Academic Affairs Commissioner Amrit Saini called the board’s resolution “arbitrary.” Other Senate members in opposition to the board’s resolution said it would be a major disadvantage to the students.
“The university has essentially nothing to lose. The students have everything to lose,” said Ecos. “It puts the students at a disadvantage when getting a job.”
So far, the Senate has looked into creating a resolution supporting the distribution of degrees at either the end of Spring Quarter or Summer break.
Senate also heard presentations from Athletic Director Jim Schaus, on the building of a Multi-Purpose Center, and City and County Affairs Vice-Commissioner, Mary Kate Gallager, about Senate-endorsed festival safety.
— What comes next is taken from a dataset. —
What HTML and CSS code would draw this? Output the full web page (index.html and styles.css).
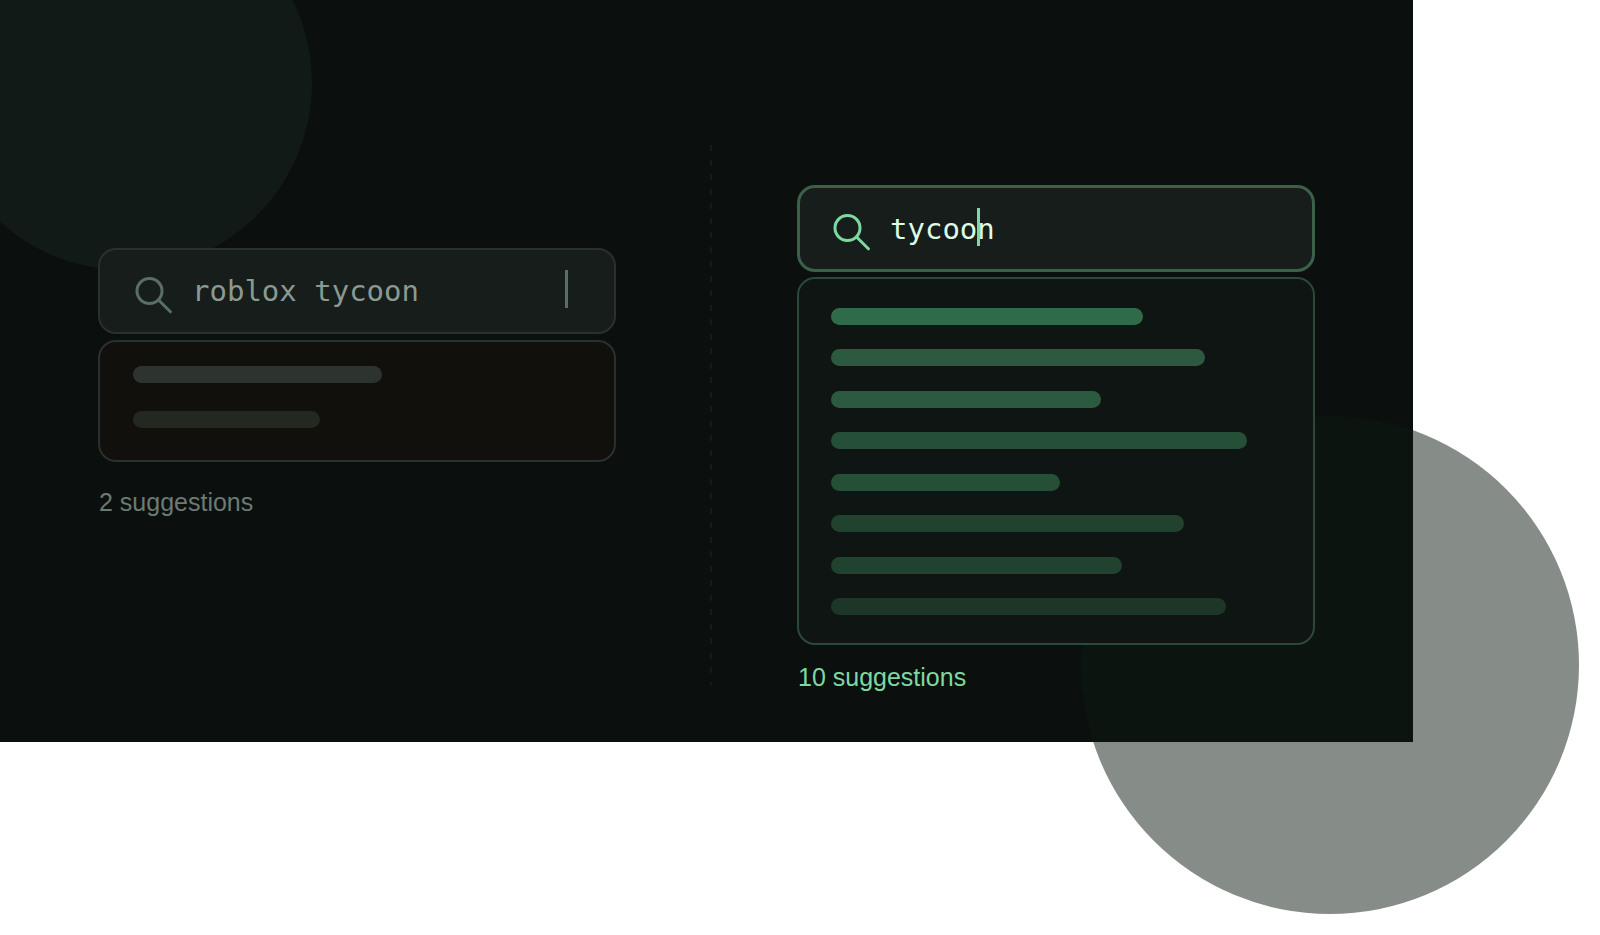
FILE: index.html
```html
<!DOCTYPE html>
<html lang="en">
<head>
<meta charset="utf-8">
<title>Search suggestions</title>
<link rel="stylesheet" href="styles.css">
</head>
<body>
<main class="stage">
  <div class="glow glow-top"></div>
  <div class="glow glow-bottom"></div>

  <section class="column column-muted">
    <div class="field">
      <svg class="icon" viewBox="0 0 38 38" aria-hidden="true"><circle cx="15.5" cy="15" r="12.5"/><path d="M24.8 24.3 36.4 35.8"/></svg>
      <input class="query" type="text" value="roblox tycoon" aria-label="Long search">
      <span class="caret"></span>
    </div>
    <div class="panel">
      <div class="bar" style="width: 249px"></div>
      <div class="bar" style="width: 187px"></div>
    </div>
    <p class="caption">2 suggestions</p>
  </section>

  <div class="divider"></div>

  <section class="column column-active">
    <div class="field">
      <svg class="icon" viewBox="0 0 38 38" aria-hidden="true"><circle cx="15.5" cy="15" r="12.5"/><path d="M24.8 24.3 36.4 35.8"/></svg>
      <input class="query" type="text" value="tycoon" aria-label="Short search">
      <span class="caret"></span>
    </div>
    <div class="panel">
      <div class="bar" style="width: 312px"></div>
      <div class="bar" style="width: 374px"></div>
      <div class="bar" style="width: 270px"></div>
      <div class="bar" style="width: 416px"></div>
      <div class="bar" style="width: 229px"></div>
      <div class="bar" style="width: 353px"></div>
      <div class="bar" style="width: 291px"></div>
      <div class="bar" style="width: 395px"></div>
    </div>
    <p class="caption">10 suggestions</p>
  </section>
</main>
</body>
</html>
```

FILE: styles.css
```css
* {
  box-sizing: border-box;
}

body {
  min-height: 100vh;
  margin: 0;
  background: #fff;
}

.stage {
  position: relative;
  display: grid;
  grid-template-columns: 1fr auto 1fr;
  align-items: start;
  margin-right: 187px;
  padding: 145px 98px 51px;
  background: #0b0f0e;
}

/* Background glows */
.glow {
  position: absolute;
  border-radius: 50%;
}

.glow-top {
  left: -62px;
  top: -104px;
  width: 374px;
  height: 374px;
  background: #111a17;
}

.glow-bottom {
  right: -166px;
  bottom: -172px;
  width: 498px;
  height: 498px;
  background: rgba(14, 25, 17, 0.5);
}

/* Columns */
.column {
  position: relative;
}

.column-muted {
  margin-top: 103px;
}

.column-active {
  margin-top: 40px;
}

.divider {
  width: 2px;
  height: 540px;
  margin: 0 85px 0 94px;
  background: repeating-linear-gradient(#161b1a 0 6px, transparent 6px 15px, #161b1a 15px 21px, transparent 21px 29px);
}

/* Search field */
.field {
  position: relative;
  display: flex;
  align-items: flex-start;
  gap: 20px;
  height: 86px;
  padding: 24px 34px 0;
  border: 2px solid #29312e;
  border-radius: 18px;
  background: #171d1b;
}

.icon {
  flex: none;
  width: 38px;
  height: 38px;
  margin-top: 2px;
  fill: none;
  stroke: #5a6e64;
  stroke-width: 3;
  stroke-linecap: round;
}

.query {
  flex: 1;
  min-width: 0;
  height: 34px;
  padding: 0;
  border: 0;
  outline: 0;
  background: transparent;
  color: #8a9a92;
  font: 29px/34px "DejaVu Sans Mono", monospace;
}

.caret {
  position: absolute;
  top: 20px;
  right: 46px;
  width: 3px;
  height: 38px;
  background: #5a6e64;
}

/* Suggestion list */
.panel {
  display: flex;
  flex-direction: column;
  gap: 28px;
  margin-top: 6px;
  padding: 24px 33px 32px;
  border: 2px solid #29312e;
  border-radius: 18px;
  background: #12100c;
}

.bar {
  height: 17px;
  border-radius: 9px;
  background: #2d332f;
}

.bar:nth-child(2) {
  background: #232821;
}

.caption {
  margin: 26px 0 0 1px;
  color: #6b7a73;
  font: 25px/28px "Liberation Sans", Arial, sans-serif;
}

/* Active variant */
.column-active .field {
  height: 87px;
  padding: 24px 32px 0;
  border: 3px solid #3d6049;
}

.column-active .icon {
  margin-top: 1px;
  stroke: #7dd8a1;
}

.column-active .query {
  color: #dcfce7;
}

.column-active .caret {
  left: 177px;
  background: #7dd8a1;
}

.column-active .panel {
  gap: 0;
  justify-content: space-between;
  height: 368px;
  margin-top: 5px;
  padding: 29px 32px 28px;
  border-color: #2c4838;
  background: #0f1513;
}

.column-active .bar {
  background: #2f6b4a;
}

.column-active .bar:nth-child(n + 2) {
  background: #2b5a41;
}

.column-active .bar:nth-child(n + 4) {
  background: #264f38;
}

.column-active .bar:nth-child(n + 6) {
  background: #21422f;
}

.column-active .bar:nth-child(n + 8) {
  background: #1c3728;
}

.column-active .caption {
  margin-top: 18px;
  color: #7dd8a1;
}
```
The Multi-Purpose Center has raised most of its hoped for $11 million. The building, which started as a concept in 2005, has since received $9.7 million in donations and hopes to complete its fundraising by April 1, 2012. The building will be used for indoor athletic practices, and has the potential to be sectioned off to include classes during the early morning hours. The center is also available for ROTC training as well as intramural and club sports.
“Once we have a facility like this, there’s all sorts of things we can do with it,” said Schaus. “It would have a tremendous impact on our campus.”
Many questions about budgeting and financing arose during the meeting. Schaus discussed that all of those issues will be addressed in later discussions once the fundraising goal has been met.
Vice-Commissioner Gallager, during her presentation, said that this will be the fifth consecutive year in which the Senate has been involved in promoting “fest safety.” The festival safety committee is looking into adopting “party-packs” as part of a risk-reduction program. The packs would “lower the health risks of fest goers and hosts,” said Gallager. Items within the packs might include 12 ounce cups, with printed safety information and phone numbers, pizza, water bottles and wristbands. In order to receive the packs, Gallager said, the committee is considering having hosts register with Student Senate.
However, Senate has not decided their next course of action regarding their fest safety campaign.